Sunday, June 05, 2011

What are basic economic principles?

Whenever someone says that all policy problems can be solved by markets, they appeal to something they call "basic economic principles."

If one goes to the open course page for the intermediate micro course offered at MIT, one finds the following topics on the syllabus:



Consumer Theory
2Choice, Preferences, Utility
3Demand, Revealed Preferences, Comparative Statics
4Consumer Surplus, Aggregation
5Variations to the Basic Choice Model (Time, Uncertainty)
Producer Theory
6Technology, Profit Maximization, Cost Minimization
7Supply, Aggregation
Markets
8Monopoly
9Oligopoly and Game Theory
10Walrasian Equilibrium
Market Failures
11Externalities
12Public Goods
13Small Number of Agents, Nash Bargaining
Asymmetric Information
14Adverse Selection, Moral Hazard, Principal-Agent Model
15Auction Design
16Voting and Other Applications
Six out of fifteen of topics (8-9, 11-14) are about ways the market can produce suboptimal outcomes.  These topics are not esoteric any more (they are showing up in intermediate courses), and they have rigorous economic theory behind them.  It was time we stopped using the phrase "basic economics" to refer to idealized market conditions that often do not exist.


2 comments:

  1. Anonymous9:58 AM

    This is a nicely structured course, you know.

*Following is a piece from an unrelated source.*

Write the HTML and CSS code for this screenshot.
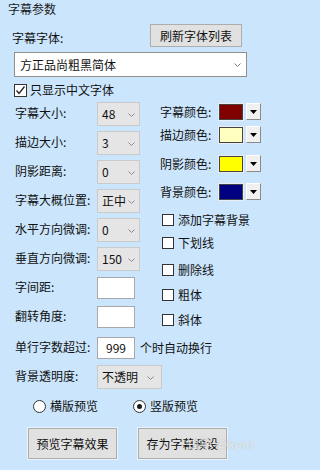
FILE: index.html
```html
<!DOCTYPE html>
<html lang="zh-CN">
<head>
<meta charset="utf-8">
<title>字幕参数</title>
<link rel="stylesheet" href="styles.css">
</head>
<body>
<div class="panel">
  <div class="title">字幕参数</div>

  <div class="font-head">
    <span class="head-label">字幕字体:</span>
    <button class="btn btn-refresh">刷新字体列表</button>
  </div>

  <div class="font-combo">
    <span>方正品尚粗黑简体</span>
    <svg class="chev" width="7" height="4" viewBox="0 0 7 4"><polyline points="0.5,0.5 3.5,3.5 6.5,0.5" fill="none" stroke="#7a7a7a" stroke-width="1"/></svg>
  </div>

  <div class="check check-cn">
    <span class="box box-lg"><svg width="11" height="11" viewBox="0 0 11 11"><polyline points="1.5,5.5 4,8.5 9.5,1.5" fill="none" stroke="#222" stroke-width="1.3"/></svg></span>
    <span>只显示中文字体</span>
  </div>

  <div class="main">
    <div class="left">
      <div class="row"><span class="lbl">字幕大小:</span><span class="combo"><span class="cval">48</span><svg class="chev" width="7" height="4" viewBox="0 0 7 4"><polyline points="0.5,0.5 3.5,3.5 6.5,0.5" fill="none" stroke="#8a8a8a" stroke-width="1"/></svg></span></div>
      <div class="row"><span class="lbl">描边大小:</span><span class="combo"><span class="cval">3</span><svg class="chev" width="7" height="4" viewBox="0 0 7 4"><polyline points="0.5,0.5 3.5,3.5 6.5,0.5" fill="none" stroke="#8a8a8a" stroke-width="1"/></svg></span></div>
      <div class="row"><span class="lbl">阴影距离:</span><span class="combo"><span class="cval">0</span><svg class="chev" width="7" height="4" viewBox="0 0 7 4"><polyline points="0.5,0.5 3.5,3.5 6.5,0.5" fill="none" stroke="#8a8a8a" stroke-width="1"/></svg></span></div>
      <div class="row"><span class="lbl">字幕大概位置:</span><span class="combo"><span class="cval cval-clip">正中</span><svg class="chev" width="7" height="4" viewBox="0 0 7 4"><polyline points="0.5,0.5 3.5,3.5 6.5,0.5" fill="none" stroke="#8a8a8a" stroke-width="1"/></svg></span></div>
      <div class="row"><span class="lbl">水平方向微调:</span><span class="combo"><span class="cval">0</span><svg class="chev" width="7" height="4" viewBox="0 0 7 4"><polyline points="0.5,0.5 3.5,3.5 6.5,0.5" fill="none" stroke="#8a8a8a" stroke-width="1"/></svg></span></div>
      <div class="row"><span class="lbl">垂直方向微调:</span><span class="combo"><span class="cval">150</span><svg class="chev" width="7" height="4" viewBox="0 0 7 4"><polyline points="0.5,0.5 3.5,3.5 6.5,0.5" fill="none" stroke="#8a8a8a" stroke-width="1"/></svg></span></div>
      <div class="row"><span class="lbl">字间距:</span><span class="tbox"></span></div>
      <div class="row"><span class="lbl">翻转角度:</span><span class="tbox"></span></div>
      <div class="row row-wrap"><span class="lbl">单行字数超过:</span><span class="tbox tbox-val">999</span><span class="after">个时自动换行</span></div>
      <div class="row"><span class="lbl">背景透明度:</span><span class="combo combo-wide"><span class="cval">不透明</span><svg class="chev" width="7" height="4" viewBox="0 0 7 4"><polyline points="0.5,0.5 3.5,3.5 6.5,0.5" fill="none" stroke="#8a8a8a" stroke-width="1"/></svg></span></div>
    </div>

    <div class="right">
      <div class="crow crow-1"><span class="clbl">字幕颜色:</span><span class="cpick"><span class="swatch sw-red"></span><span class="cbtn"><svg width="7" height="4" viewBox="0 0 7 4"><polygon points="0,0 7,0 3.5,4" fill="#000"/></svg></span></span></div>
      <div class="crow crow-2"><span class="clbl">描边颜色:</span><span class="cpick"><span class="swatch sw-cream"></span><span class="cbtn"><svg width="7" height="4" viewBox="0 0 7 4"><polygon points="0,0 7,0 3.5,4" fill="#000"/></svg></span></span></div>
      <div class="crow crow-3"><span class="clbl">阴影颜色:</span><span class="cpick"><span class="swatch sw-yellow"></span><span class="cbtn"><svg width="7" height="4" viewBox="0 0 7 4"><polygon points="0,0 7,0 3.5,4" fill="#000"/></svg></span></span></div>
      <div class="crow crow-4"><span class="clbl">背景颜色:</span><span class="cpick"><span class="swatch sw-navy"></span><span class="cbtn"><svg width="7" height="4" viewBox="0 0 7 4"><polygon points="0,0 7,0 3.5,4" fill="#000"/></svg></span></span></div>

      <div class="check rcheck rc-1"><span class="box"></span><span>添加字幕背景</span></div>
      <div class="check rcheck rc-2"><span class="box"></span><span>下划线</span></div>
      <div class="check rcheck rc-3"><span class="box"></span><span>删除线</span></div>
      <div class="check rcheck rc-4"><span class="box"></span><span>粗体</span></div>
      <div class="check rcheck rc-5"><span class="box"></span><span>斜体</span></div>
    </div>
  </div>

  <div class="radios">
    <div class="radio"><span class="rdot"></span><span>横版预览</span></div>
    <div class="radio"><span class="rdot on"></span><span>竖版预览</span></div>
  </div>

  <div class="actions">
    <button class="btn btn-big">预览字幕效果</button>
    <button class="btn btn-big">存为字幕预设</button>
  </div>

  <div class="watermark">知乎 @kent</div>
</div>
</body>
</html>
```

FILE: styles.css
```css
* { box-sizing: border-box; }

html, body {
  margin: 0;
  padding: 0;
}

body {
  width: 266px;
  height: 470px;
  background: #cbe6fc;
  font-family: "Noto Sans CJK SC", "Microsoft YaHei", sans-serif;
  font-size: 12px;
  color: #111;
  overflow: hidden;
}

.panel {
  position: relative;
  width: 266px;
  height: 470px;
}

.title {
  height: 18px;
  line-height: 18px;
  padding-left: 8px;
  color: #1a1a1a;
}

.font-head {
  display: flex;
  align-items: center;
  margin-top: 6px;
  padding-left: 12px;
  padding-right: 24px;
  height: 23px;
}

.head-label {
  line-height: 16px;
  margin-top: 4px;
}

.btn {
  font-family: inherit;
  font-size: 12px;
  color: #111;
  background: #e1e1e1;
  border: 1px solid #adadad;
  padding: 0;
  margin: 0;
  line-height: 16px;
}

.btn-refresh {
  margin-left: auto;
  width: 92px;
  height: 23px;
}

.font-combo {
  display: flex;
  align-items: center;
  justify-content: space-between;
  margin: 5px 19px 0 14px;
  height: 25px;
  background: #fff;
  border: 1px solid #8f8f8f;
  padding: 0 5px 0 5px;
  line-height: 16px;
}

.chev { display: block; flex: none; }

.check {
  display: flex;
  align-items: center;
  line-height: 14px;
}

.check-cn {
  margin-top: 6px;
  margin-left: 14px;
  height: 14px;
}

.box {
  display: inline-flex;
  align-items: center;
  justify-content: center;
  width: 12px;
  height: 12px;
  background: #fff;
  border: 1px solid #333;
  margin-right: 3px;
  flex: none;
}

.box-lg {
  width: 13px;
  height: 13px;
}

.main {
  display: flex;
  margin-top: 5px;
}

.left {
  width: 160px;
  padding-left: 15px;
  display: flex;
  flex-direction: column;
  gap: 5px;
}

.row {
  display: flex;
  align-items: center;
  height: 24px;
}

.row-wrap { margin-top: 2px; }

.lbl {
  width: 82px;
  flex: none;
  line-height: 16px;
  margin-top: -2px;
}

.combo {
  display: flex;
  align-items: center;
  justify-content: space-between;
  width: 43px;
  height: 24px;
  background: #e5e5e5;
  border: 1px solid #cacaca;
  padding: 0 4px 0 4px;
  overflow: hidden;
  flex: none;
}

.combo-wide { width: 65px; padding-right: 7px; }

.cval {
  line-height: 16px;
  white-space: nowrap;
}

.cval-clip { margin-right: -6px; }

.combo .chev { margin-top: 1px; }

.tbox {
  width: 38px;
  height: 22px;
  background: #fff;
  border: 1px solid #a8a8a8;
  flex: none;
  line-height: 20px;
  text-align: center;
}

.after {
  margin-left: 5px;
  line-height: 16px;
  white-space: nowrap;
}

.right {
  flex: 1;
  display: flex;
  flex-direction: column;
}

.crow {
  display: flex;
  align-items: center;
  height: 17px;
}

.crow-1 { margin-top: 1px; }
.crow-2 { margin-top: 6px; }
.crow-3 { margin-top: 12px; }
.crow-4 { margin-top: 11px; }

.clbl {
  width: 59px;
  flex: none;
  line-height: 16px;
  white-space: nowrap;
}

.cpick {
  display: flex;
  align-items: center;
  gap: 3px;
  height: 17px;
}

.swatch {
  width: 24px;
  height: 16px;
  border: 1px solid #444;
  box-shadow: 0 0 0 1px #e8eef4;
}

.sw-red { background: #800000; }
.sw-cream { background: #ffffc0; }
.sw-yellow { background: #ffff00; }
.sw-navy { background: #000080; }

.cbtn {
  display: flex;
  align-items: center;
  justify-content: center;
  width: 15px;
  height: 17px;
  background: #f0f0f0;
  border-top: 1px solid #fff;
  border-left: 1px solid #fff;
  border-right: 1px solid #8a8a8a;
  border-bottom: 1px solid #8a8a8a;
}

.rcheck {
  height: 13px;
  padding-left: 2px;
}

.rcheck .box { margin-right: 4px; }

.rc-1 { margin-top: 13px; }
.rc-2 { margin-top: 10px; }
.rc-3 { margin-top: 14px; }
.rc-4 { margin-top: 12px; }
.rc-5 { margin-top: 12px; }

.radios {
  display: flex;
  margin-top: 10px;
  padding-left: 33px;
  height: 14px;
}

.radio {
  display: flex;
  align-items: center;
  width: 100px;
  line-height: 14px;
}

.rdot {
  display: inline-flex;
  align-items: center;
  justify-content: center;
  width: 13px;
  height: 13px;
  border-radius: 50%;
  background: #fff;
  border: 1px solid #333;
  margin-right: 4px;
}

.rdot.on::after {
  content: "";
  width: 5px;
  height: 5px;
  border-radius: 50%;
  background: #1a1a1a;
}

.actions {
  display: flex;
  gap: 21px;
  margin-top: 15px;
  padding-left: 28px;
}

.btn-big {
  width: 89px;
  height: 31px;
  box-shadow: 0 0 0 1px #e9f3fb;
}

.watermark {
  position: absolute;
  left: 186px;
  top: 436px;
  font-size: 13px;
  line-height: 16px;
  color: rgba(255, 255, 255, 0.7);
  text-shadow: 0 0 1px rgba(120, 120, 120, 0.5);
  white-space: nowrap;
}
```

And the kicker--other than your point--is that each if these topics is a complex, nuanced, and large field of study in and of themselves. You can spend a lifetime studying just voting or just externalities.

    I have to deal with the "basic market outcomes" argument all the time with environmental justice stuff. Oh, minorities are poor, they can't live in nice places, simple markets. Yada. I just want to shake people and ask if they've never heard of land market externalities or information asymmetries, which are rife--everywhere, all the time.